Simply stated: don’t just act –
analyze. Even if our decision didn’t have the intended effect, learning from it should still put us in a better position than before. Which brings us at last to… Loop Back Around
Analyzing the success or failure of our action should lead us back to the beginning of the process, where we’re running another orientation of our entire situation to see how things have (or haven’t) changed. In turn, that lets us run through our analysis again, sorting out our options and making another decision (bring us back to the “Observe” step once more).
Only this time, we’re moving quicker.
Hitting on the Half-beat
“Hitting the opponent on the half-beat” in the OODA loop refers to the belief that if you can complete the OODA loop more quickly than your opponent, you can influence their decision-making and gain the upper hand.

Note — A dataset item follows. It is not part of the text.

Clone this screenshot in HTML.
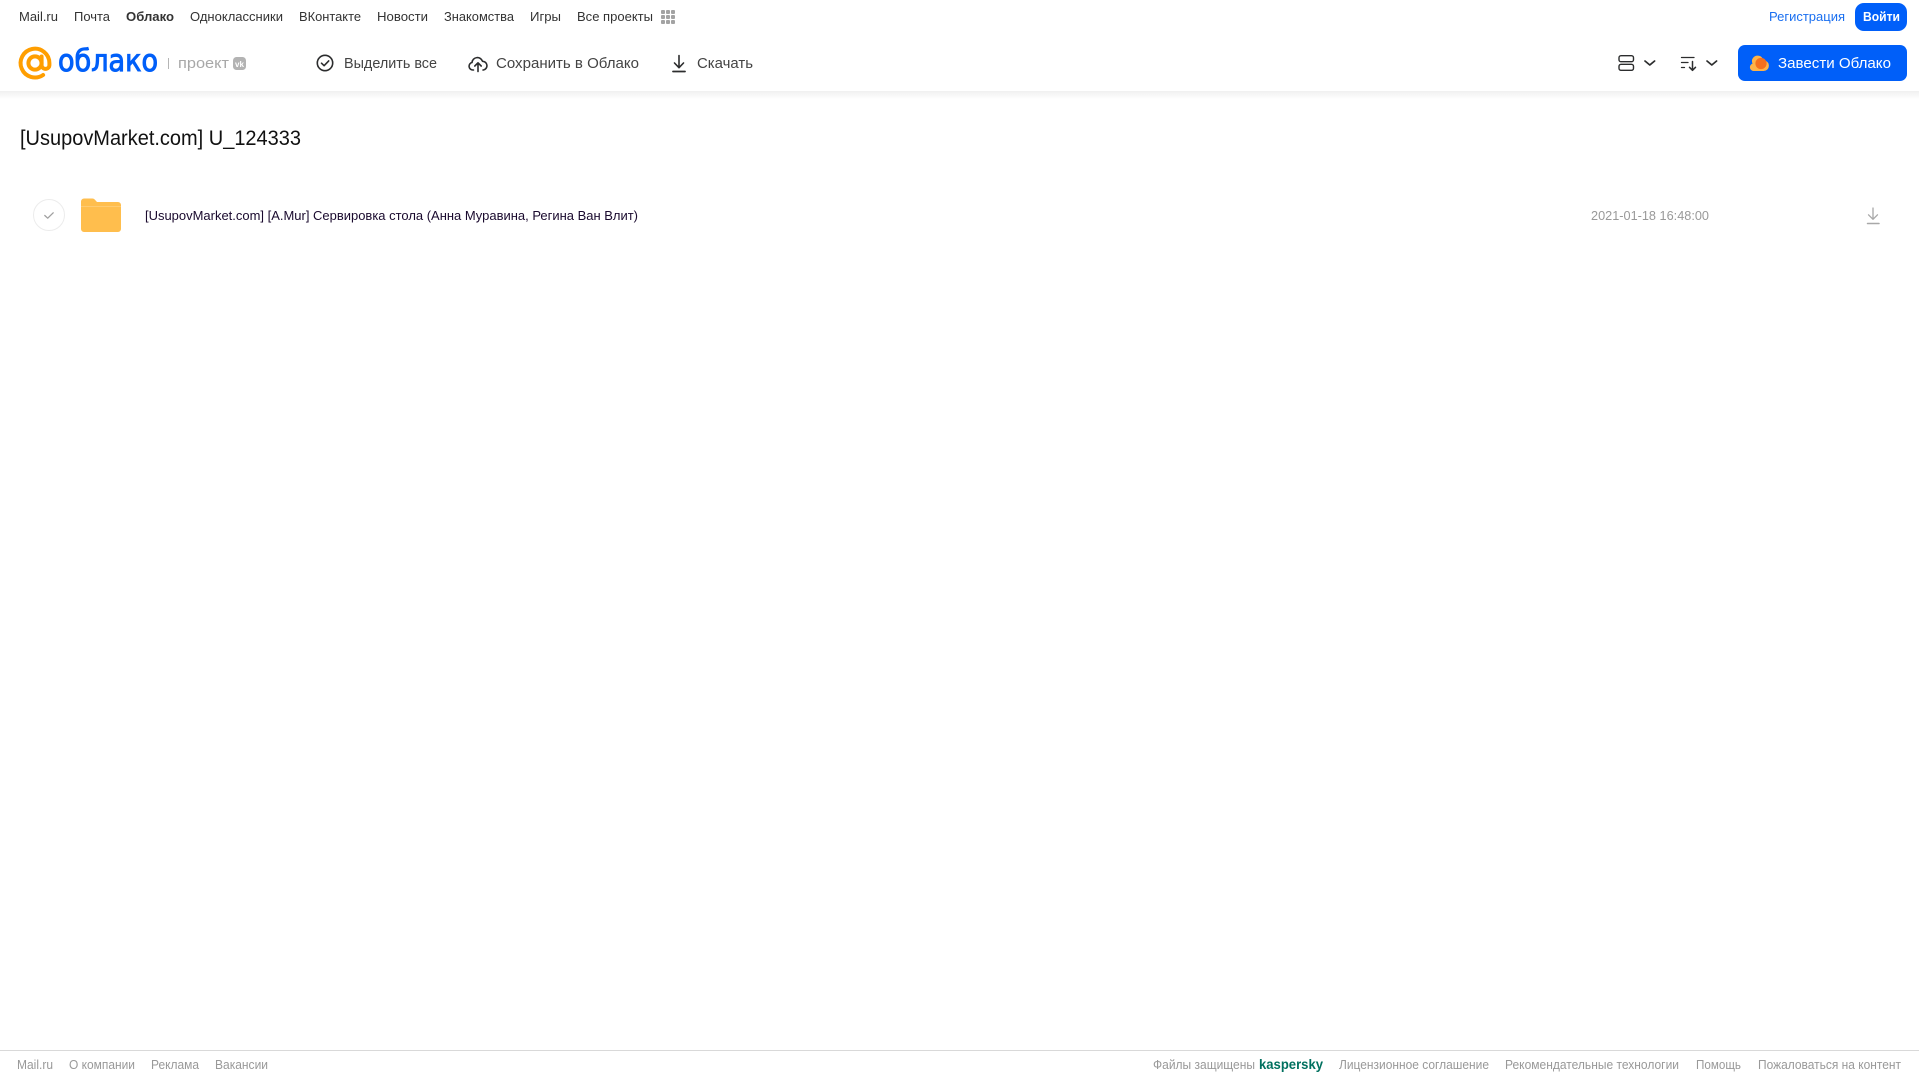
<!DOCTYPE html>
<html lang="ru">
<head>
<meta charset="utf-8">
<title>[UsupovMarket.com] U_124333</title>
<style>
html,body{margin:0;padding:0;background:#fff;width:1919px;height:1079px;overflow:hidden}
svg{display:block;position:absolute;left:0;top:0}
text{font-family:"Liberation Sans",sans-serif}
.n{font-size:13px;fill:#333}
.h{font-size:14.5px;fill:#444}
.f{font-size:12.5px;fill:#999}
</style>
</head>
<body>
<svg width="1919" height="1079" viewBox="0 0 1919 1079" xmlns="http://www.w3.org/2000/svg">
<defs>
<linearGradient id="sh" x1="0" y1="0" x2="0" y2="1"><stop offset="0" stop-color="#f0f0f0"/><stop offset="1" stop-color="#fff"/></linearGradient>
</defs>
<rect width="1919" height="1079" fill="#fff"/>
<rect x="0" y="91" width="1919" height="8" fill="url(#sh)"/>

<!-- top nav -->
<text class="n" x="19" y="21" textLength="39" lengthAdjust="spacingAndGlyphs">Mail.ru</text>
<text class="n" x="74" y="21" textLength="36" lengthAdjust="spacingAndGlyphs">Почта</text>
<text class="n" x="126" y="21" textLength="48" lengthAdjust="spacingAndGlyphs" style="font-weight:700">Облако</text>
<text class="n" x="190" y="21" textLength="93" lengthAdjust="spacingAndGlyphs">Одноклассники</text>
<text class="n" x="299" y="21" textLength="62" lengthAdjust="spacingAndGlyphs">ВКонтакте</text>
<text class="n" x="377" y="21" textLength="51" lengthAdjust="spacingAndGlyphs">Новости</text>
<text class="n" x="444" y="21" textLength="70" lengthAdjust="spacingAndGlyphs">Знакомства</text>
<text class="n" x="530" y="21" textLength="31" lengthAdjust="spacingAndGlyphs">Игры</text>
<text class="n" x="577" y="21" textLength="76" lengthAdjust="spacingAndGlyphs">Все проекты</text>
<g fill="#a3a3a3">
<rect x="661" y="10" width="4" height="4" rx="1"/><rect x="666" y="10" width="4" height="4" rx="1"/><rect x="671" y="10" width="4" height="4" rx="1"/>
<rect x="661" y="15" width="4" height="4" rx="1"/><rect x="666" y="15" width="4" height="4" rx="1"/><rect x="671" y="15" width="4" height="4" rx="1"/>
<rect x="661" y="20" width="4" height="4" rx="1"/><rect x="666" y="20" width="4" height="4" rx="1"/><rect x="671" y="20" width="4" height="4" rx="1"/>
</g>
<text x="1769" y="21" font-size="13" fill="#1a6ff0" textLength="76" lengthAdjust="spacingAndGlyphs">Регистрация</text>
<rect x="1855" y="3" width="52" height="28" rx="9" fill="#005ff9"/>
<text x="1863" y="21" font-size="13" fill="#fff" style="font-weight:700" textLength="37" lengthAdjust="spacingAndGlyphs">Войти</text>

<!-- logo -->
<g fill="none" stroke="#ff9e00" stroke-width="4">
<circle cx="35" cy="63" r="6.6"/>
<path d="M41.6 56.5v8.5a3.900 3.900 0 0 0 7.800 0v-2a14.400 14.400 0 1 0-6.300 12" stroke-linecap="round"/>
</g>
<text x="58" y="71" font-size="30" fill="#005ff9" stroke="#005ff9" stroke-width="1" style="font-family:'DejaVu Sans',sans-serif" textLength="100" lengthAdjust="spacingAndGlyphs">облако</text>
<rect x="168" y="58" width="1" height="11" fill="#b5b5b5"/>
<text x="178" y="68" font-size="15" fill="#a8a8a8" textLength="51" lengthAdjust="spacingAndGlyphs">проект</text>
<rect x="233" y="57" width="13" height="13" rx="3.500" fill="#b3b3b3"/>
<text x="235" y="67" font-size="8" fill="#fff" style="font-weight:700" textLength="9" lengthAdjust="spacingAndGlyphs">vk</text>

<!-- toolbar -->
<g fill="none" stroke="#2c2d2e" stroke-width="1.600" stroke-linecap="round" stroke-linejoin="round">
<circle cx="325" cy="63" r="7.700"/>
<path d="M321.500 63.200l2.600 2.500 4.600-4.800"/>
<path d="M473.500 70h-.5a3.800 3.800 0 0 1-1-7.500 5.400 5.400 0 0 1 10.500-1.200 4.400 4.400 0 0 1 1 8.700h-.5"/>
<path d="M478 71.500v-8.500M474.800 66l3.200-3.200 3.200 3.200"/>
<path d="M679 55.500v12M674.500 63l4.500 4.700 4.500-4.700"/>
<path d="M673 71.500h12" stroke-width="1.800"/>
</g>
<text class="h" x="344" y="68" textLength="93" lengthAdjust="spacingAndGlyphs">Выделить все</text>
<text class="h" x="496" y="68" textLength="143" lengthAdjust="spacingAndGlyphs">Сохранить в Облако</text>
<text class="h" x="697" y="68" textLength="56" lengthAdjust="spacingAndGlyphs">Скачать</text>

<!-- view / sort -->
<g fill="none" stroke="#2c2d2e" stroke-linecap="round" stroke-linejoin="round">
<rect x="1619" y="55.700" width="14.500" height="6" rx="2" stroke-width="1.400"/>
<rect x="1619" y="64.300" width="14.500" height="6" rx="2" stroke-width="1.400"/>
<path d="M1645 61l4.800 4 4.800-4" stroke-width="1.700"/>
<path d="M1707 61l4.800 4 4.800-4" stroke-width="1.700"/>
<path d="M1681.500 57.500h12.500M1681.500 62.500h6.500M1681.500 67.500h3" stroke-width="1.300"/>
<path d="M1692.500 61.500v8.500M1689.500 67.300l3 3 3-3" stroke-width="1.500"/>
</g>

<!-- CTA -->
<rect x="1738" y="45" width="169" height="36" rx="7" fill="#005ff9"/>
<path d="M1756 71h-2.500a3.800 3.800 0 0 1-1-7.400 5.600 5.600 0 0 1 5.500-8 5 5 0 0 1 4.500 2.900l3.500 2.500a5.300 5.300 0 0 1 2.900 4.700 5.300 5.300 0 0 1-5.300 5.300z" fill="#ffb347"/>
<circle cx="1761" cy="63.500" r="5.600" fill="#f5701e"/>
<text x="1778" y="68" font-size="14.500" fill="#fff" textLength="113" lengthAdjust="spacingAndGlyphs">Завести Облако</text>

<!-- title -->
<text x="20" y="145" font-size="21" fill="#111" textLength="281" lengthAdjust="spacingAndGlyphs">[UsupovMarket.com] U_124333</text>

<!-- row -->
<circle cx="49" cy="215" r="15.500" fill="#fff" stroke="#ececec" stroke-width="1"/>
<path d="M44.800 215.500l2.900 2.700 5.500-5.400" fill="none" stroke="#a0a0a0" stroke-width="1.300" stroke-linecap="round" stroke-linejoin="round"/>
<path d="M81 201.500a3 3 0 0 1 3-3h8.500a3 3 0 0 1 2.200 1l2.300 2.500h21a3 3 0 0 1 3 3v24a3 3 0 0 1-3 3H84a3 3 0 0 1-3-3z" fill="#ffbe4d"/>
<rect x="81" y="206" width="40" height="1" fill="#ffcb70"/>
<text x="145" y="220" font-size="12.500" fill="#1a0a2e" textLength="493" lengthAdjust="spacingAndGlyphs">[UsupovMarket.com] [A.Mur] Сервировка стола (Анна Муравина, Регина Ван Влит)</text>
<text x="1591" y="220" font-size="12.500" fill="#999" textLength="118" lengthAdjust="spacingAndGlyphs">2021-01-18 16:48:00</text>
<g fill="none" stroke="#a8a8a8" stroke-width="1.300" stroke-linecap="round" stroke-linejoin="round">
<path d="M1873 208v11M1868.500 214.800l4.500 4.500 4.500-4.500"/>
<path d="M1867.500 223.500h11.500" stroke-width="1.500"/>
</g>

<!-- footer -->
<rect x="0" y="1050" width="1919" height="1" fill="#d9d9d9"/>
<text class="f" x="17" y="1069" textLength="36" lengthAdjust="spacingAndGlyphs">Mail.ru</text>
<text class="f" x="69" y="1069" textLength="66" lengthAdjust="spacingAndGlyphs">О компании</text>
<text class="f" x="151" y="1069" textLength="48" lengthAdjust="spacingAndGlyphs">Реклама</text>
<text class="f" x="215" y="1069" textLength="53" lengthAdjust="spacingAndGlyphs">Вакансии</text>
<text class="f" x="1153" y="1069" textLength="102" lengthAdjust="spacingAndGlyphs">Файлы защищены</text>
<text x="1259" y="1069" font-size="13.500" fill="#00705f" style="font-weight:700" textLength="64" lengthAdjust="spacingAndGlyphs">kaspersky</text>
<text class="f" x="1339" y="1069" textLength="150" lengthAdjust="spacingAndGlyphs">Лицензионное соглашение</text>
<text class="f" x="1505" y="1069" textLength="174" lengthAdjust="spacingAndGlyphs">Рекомендательные технологии</text>
<text class="f" x="1696" y="1069" textLength="45" lengthAdjust="spacingAndGlyphs">Помощь</text>
<text class="f" x="1758" y="1069" textLength="143" lengthAdjust="spacingAndGlyphs">Пожаловаться на контент</text>
</svg>
</body>
</html>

The term “half-beat” specifically describes the situation when your opponent is midway through their Orient phase but has not yet made a decision. At this stage, you can “hit” your adversary to influence their decision-making and force them to restart the OODA cycle, which puts them at a disadvantage.
When it comes to decision making, especially during a crisis, Boyd believed that success wasn’t about making smarter decisions but making those decisions at a faster tempo than our opposition (whether that’s a person trying to foil us or a situation threatening to overwhelm us). Treating the OODA as a loop we’re continuously performing, rather than a process with a set end-point, helps us build off of each decision we make with ever-increasing momentum.
When emergencies arise, we’ll be the ones to spring into action. When the people around us are looking for leadership, we’ll be able to step into that role. When absolutely everything is going wrong, we’ll be the ones to find a way forward.
Don’t just survive chaos and uncertainty – overcome it!